And the critical aspect from a performance perspective was where the hash table became too large to fit into memory. Performance of all sorts goes pear-shaped when that happens.
rsync is pretty incredible, but, well, quantity has a quality all its own, and the scale involved here (plus the possible in-process disk failure) likely wasn't helping much.
I've had good luck with the -H option, though it is slower than without the option. I have never copied a filesystem with nearly as many files as the OP with -H; the most I've done is probably a couple million, consisting of 20 or so hardlinked snapshots with probably 100,000 or 200,000 files each. rsync -H works fine for that kind of workload.
I regularly rsync machines with millions of files. On a slow portable 2.5" 25MB/sec USB2 connection it's never taken me more than 1hr on completely cold caches to verify that no file needs to be copied. With caches being hot, it's a few minutes. And on faster drives it's faster still.
Unless you are doing something weird and force it to checksum, checksumming mostly kicks in on files that have actually changed and can be transferred efficiently in parts (i.e. network; NOT on local disks). In other cases, it's just a straight copy.
Have you actually used rsync in the setting you describe, or at least read its manual?
- In this scenario, the receiving side is empty, so there is no need to check every single file.
- Since 3.0, rsync walks the dirtree while copying (unless you use some special options). So, in some sense, rsync is already "deep syncing inside the FS tree", as you put it.
Some of the other features in rsync would seem to make it a more logical fit for this task anyway, e.g. it's resumable, it supports on-the-fly compression (though the value of that depends on the types of files being transferred), native logging etc etc.
CPU is cheap.
Disks were connected via SATA 3 and was using mdadm
There are a few ways to improve RAID rebuild time (see http://www.cyberciti.biz/tips/linux-raid-increase-resync-reb... for example) but be aware that they tend to negatively affect performance of other use of the array while the build is happening (that is, you are essentially telling the kernel to give more priority to the rebuild process than it normally would when there are other processes accessing the data too).
Edit: To clarify, I was using mdadm, not hardware raid.
Resilvering one drive usually takes < 48 hours. Last time took ~32 hours.
Something else cool:
When I was planning this out I wrote a little script to calculate the chance of failure.

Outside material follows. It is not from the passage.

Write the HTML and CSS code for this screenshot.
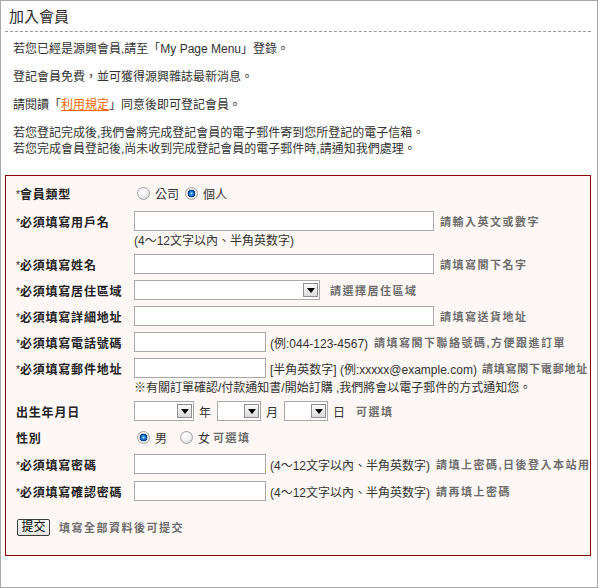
FILE: index.html
```html
<!DOCTYPE html>
<html lang="zh-Hant">
<head>
<meta charset="utf-8">
<title>加入會員</title>
<link rel="stylesheet" href="styles.css">
</head>
<body>
<div class="page">
  <h1 class="title">加入會員</h1>
  <div class="intro">
    <p>若您已經是源興會員,請至「My Page Menu」登錄。</p>
    <p>登記會員免費，並可獲得源興雜誌最新消息。</p>
    <p>請閱讀「<a href="#" class="link">利用規定</a>」同意後即可登記會員。</p>
    <p>若您登記完成後,我們會將完成登記會員的電子郵件寄到您所登記的電子信箱。<br>若您完成會員登記後,尚未收到完成登記會員的電子郵件時,請通知我們處理。</p>
  </div>
  <form class="reg">
    <div class="rows">
      <div class="row">
        <span class="lbl"><span class="req">*</span>會員類型</span>
        <input type="radio" name="type" class="radio first">
        <span class="opt">公司</span>
        <input type="radio" name="type" class="radio r2" checked>
        <span class="opt">個人</span>
      </div>
      <div class="row mt2">
        <span class="lbl"><span class="req">*</span>必須填寫用戶名</span>
        <input type="text" class="inp">
        <span class="hint">請輸入英文或數字</span>
      </div>
      <div class="note">(4～12文字以內、半角英数字)</div>
      <div class="row">
        <span class="lbl"><span class="req">*</span>必須填寫姓名</span>
        <input type="text" class="inp">
        <span class="hint">請填寫閣下名字</span>
      </div>
      <div class="row">
        <span class="lbl"><span class="req">*</span>必須填寫居住區域</span>
        <span class="sel region"><select></select><span class="arr"><svg width="8" height="5" viewBox="0 0 8 5"><path d="M0 0H8L4 5Z" fill="#000"/></svg></span></span>
        <span class="hint h10">請選擇居住區域</span>
      </div>
      <div class="row">
        <span class="lbl"><span class="req">*</span>必須填寫詳細地址</span>
        <input type="text" class="inp">
        <span class="hint">請填寫送貨地址</span>
      </div>
      <div class="row">
        <span class="lbl"><span class="req">*</span>必須填寫電話號碼</span>
        <input type="text" class="inp short">
        <span class="txt">(例:044-123-4567)</span>
        <span class="hint">請填寫閣下聯絡號碼,方便跟進訂單</span>
      </div>
      <div class="row">
        <span class="lbl"><span class="req">*</span>必須填寫郵件地址</span>
        <input type="text" class="inp short">
        <span class="txt">[半角英数字] (例:xxxxx@example.com)</span>
        <span class="hint tight">請填寫閣下電郵地址</span>
      </div>
      <div class="note">※有關訂單確認/付款通知書/開始訂購 ,我們將會以電子郵件的方式通知您。</div>
      <div class="row">
        <span class="lbl">出生年月日</span>
        <span class="sel y"><select></select><span class="arr"><svg width="8" height="5" viewBox="0 0 8 5"><path d="M0 0H8L4 5Z" fill="#000"/></svg></span></span>
        <span class="unit">年</span>
        <span class="sel m"><select></select><span class="arr"><svg width="8" height="5" viewBox="0 0 8 5"><path d="M0 0H8L4 5Z" fill="#000"/></svg></span></span>
        <span class="unit">月</span>
        <span class="sel m"><select></select><span class="arr"><svg width="8" height="5" viewBox="0 0 8 5"><path d="M0 0H8L4 5Z" fill="#000"/></svg></span></span>
        <span class="unit">日</span>
        <span class="hint h5">可選填</span>
      </div>
      <div class="row">
        <span class="lbl">性別</span>
        <input type="radio" name="sex" class="radio first" checked>
        <span class="opt">男</span>
        <input type="radio" name="sex" class="radio r2 wide">
        <span class="opt">女</span>
        <span class="hint h3">可選填</span>
      </div>
      <div class="row mt1">
        <span class="lbl"><span class="req">*</span>必須填寫密碼</span>
        <input type="password" class="inp short">
        <span class="txt">(4～12文字以內、半角英数字)</span>
        <span class="hint">請填上密碼,日後登入本站用</span>
      </div>
      <div class="row mt1">
        <span class="lbl"><span class="req">*</span>必須填寫確認密碼</span>
        <input type="password" class="inp short">
        <span class="txt">(4～12文字以內、半角英数字)</span>
        <span class="hint">請再填上密碼</span>
      </div>
      <div class="row submit">
        <button type="button" class="btn">提交</button>
        <span class="hint h9">填寫全部資料後可提交</span>
      </div>
    </div>
  </form>
</div>
</body>
</html>
```

FILE: styles.css
```css
html, body {
  margin: 0;
  padding: 0;
  background: #fff;
}

body {
  font-family: "Liberation Sans", "Noto Sans CJK TC", sans-serif;
  font-size: 12px;
  color: #333;
}

.page {
  width: 598px;
  height: 588px;
  box-sizing: border-box;
  border: 1px solid #a8a8a8;
  padding: 0 6px 0 4px;
}

.title {
  margin: 0;
  padding: 2px 0 0 4px;
  height: 28px;
  line-height: 28px;
  font-size: 15px;
  font-weight: normal;
  color: #2a2a2a;
  border-bottom: 1px dashed #9a9a9a;
}

.intro {
  padding: 9px 0 0 8px;
}

.intro p {
  margin: 0 0 12px;
  line-height: 16px;
}

.intro p:last-child {
  margin-bottom: 0;
}

.link {
  color: #ff6600;
  text-decoration: underline;
}

.reg {
  margin: 18px 0 0;
  border: 1px solid #880000;
  background: #fdf8f5;
  padding: 7px 10px 18px 10px;
}

.rows {
  display: flex;
  flex-direction: column;
  gap: 6px;
}

.row {
  display: flex;
  align-items: center;
  height: 20px;
  white-space: nowrap;
}

.mt2 { margin-top: 2px; }
.mt1 { margin-top: 1px; }

.lbl {
  width: 118px;
  flex: none;
  font-weight: bold;
  color: #222;
  letter-spacing: 0.8px;
}

.req {
  font-size: 10px;
  font-weight: normal;
  letter-spacing: 0;
  vertical-align: 1px;
}

.note {
  margin-top: -3px;
  padding-left: 118px;
  line-height: 14px;
  white-space: nowrap;
}

.inp {
  width: 300px;
  height: 20px;
  box-sizing: border-box;
  border: 1px solid #a9a9a9;
  background: #fff;
  margin: 0;
  padding: 0 2px;
  font: inherit;
  flex: none;
}

.inp.short {
  width: 132px;
}

.txt {
  margin-left: 4px;
}

.hint {
  margin-left: 6px;
  font-size: 11px;
  font-weight: bold;
  letter-spacing: 1.5px;
  color: #6e6e6e;
}

.hint.tight { letter-spacing: 0.8px; margin-left: 5px; }
.hint.h10 { margin-left: 10px; }
.hint.h5 { margin-left: 5px; }
.hint.h3 { margin-left: 3px; }
.hint.h9 { margin-left: 9px; }

.sel {
  display: inline-flex;
  align-items: center;
  height: 20px;
  box-sizing: border-box;
  border: 1px solid #a9a9a9;
  background: #fff;
  flex: none;
}

.sel select {
  -webkit-appearance: none;
  appearance: none;
  border: none;
  background: transparent;
  flex: 1;
  min-width: 0;
  height: 18px;
  margin: 0;
  padding: 0;
}

.arr {
  flex: none;
  width: 15px;
  height: 14px;
  margin-right: 1px;
  box-sizing: border-box;
  border: 1px solid #8e8e8e;
  background: linear-gradient(#fbfbfb, #dadada);
  display: flex;
  align-items: center;
  justify-content: center;
}

.sel.region { width: 186px; }
.sel.y { width: 60px; }
.sel.m { width: 44px; }

.unit {
  margin: 0 6px 0 5px;
}

.radio {
  -webkit-appearance: none;
  appearance: none;
  width: 13px;
  height: 13px;
  box-sizing: border-box;
  border-radius: 50%;
  border: 1px solid #a4a4a4;
  background: radial-gradient(circle at 40% 35%, #ffffff 0, #f2f2f2 45%, #cbcbcb 100%);
  margin: 0;
  flex: none;
}

.radio:checked {
  background: radial-gradient(circle at 50% 50%, #c8ecff 0, #3a9ae8 16%, #0d5cb0 34%, #083e7e 46%, #cfcfcf 52%, #fbfbfb 68%, #c6c6c6 100%);
}

.radio.first { margin-left: 3px; }
.radio.r2 { margin-left: 6px; }
.radio.r2.wide { margin-left: 13px; }

.opt {
  margin-left: 5px;
}

.submit {
  margin-top: 10px;
}

.btn {
  margin: 0 0 0 1px;
  width: 33px;
  height: 17px;
  padding: 0;
  box-sizing: border-box;
  border: 1px solid #3a3a3a;
  border-radius: 2px;
  background: linear-gradient(#fdfdfd, #e4e4e4);
  font-family: "Liberation Sans", "Noto Sans CJK TC", sans-serif;
  font-size: 12px;
  line-height: 14px;
  color: #000;
}
```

With a drive APF of 10% (which is pretty high), and a rebuild speed of 50MB/sec (very low compared to what I typically get) I have a 1% chance of losing the entire pool over a 46.6 year period. If I add 4 more raidz2 10X3TB VDEVS that would drop to 3.75 years.
I'm always mystified at how stupid our storage systems are. Even very expensive SAN solutions from EMC and the like area just... stupid. We've got loads of metrics on every drive, but figuring out that those things should be aggregated and subjected to statistical analysis just seems to have not been done yet.
What I really want is a "pasture" system - a place I can stick old drives of totally random sizes and performance characteristics and have the system figure out where to put the data in order to maintain a specific level of reliability. Preferrably backed by an online database that tracks the drive failure rate of every drive on every deployed system, noting patterns in 'bad batches' of certain models and the like. If one of my drives would have to beat 3-standard-deviations odds to survive for the next week, move the damn data to somewhere better. And if you've got 2 150GB drives and 1 300GB drive, then each block on those drives has a rating of 2.0 - adjusted for the age and metrics of the drive.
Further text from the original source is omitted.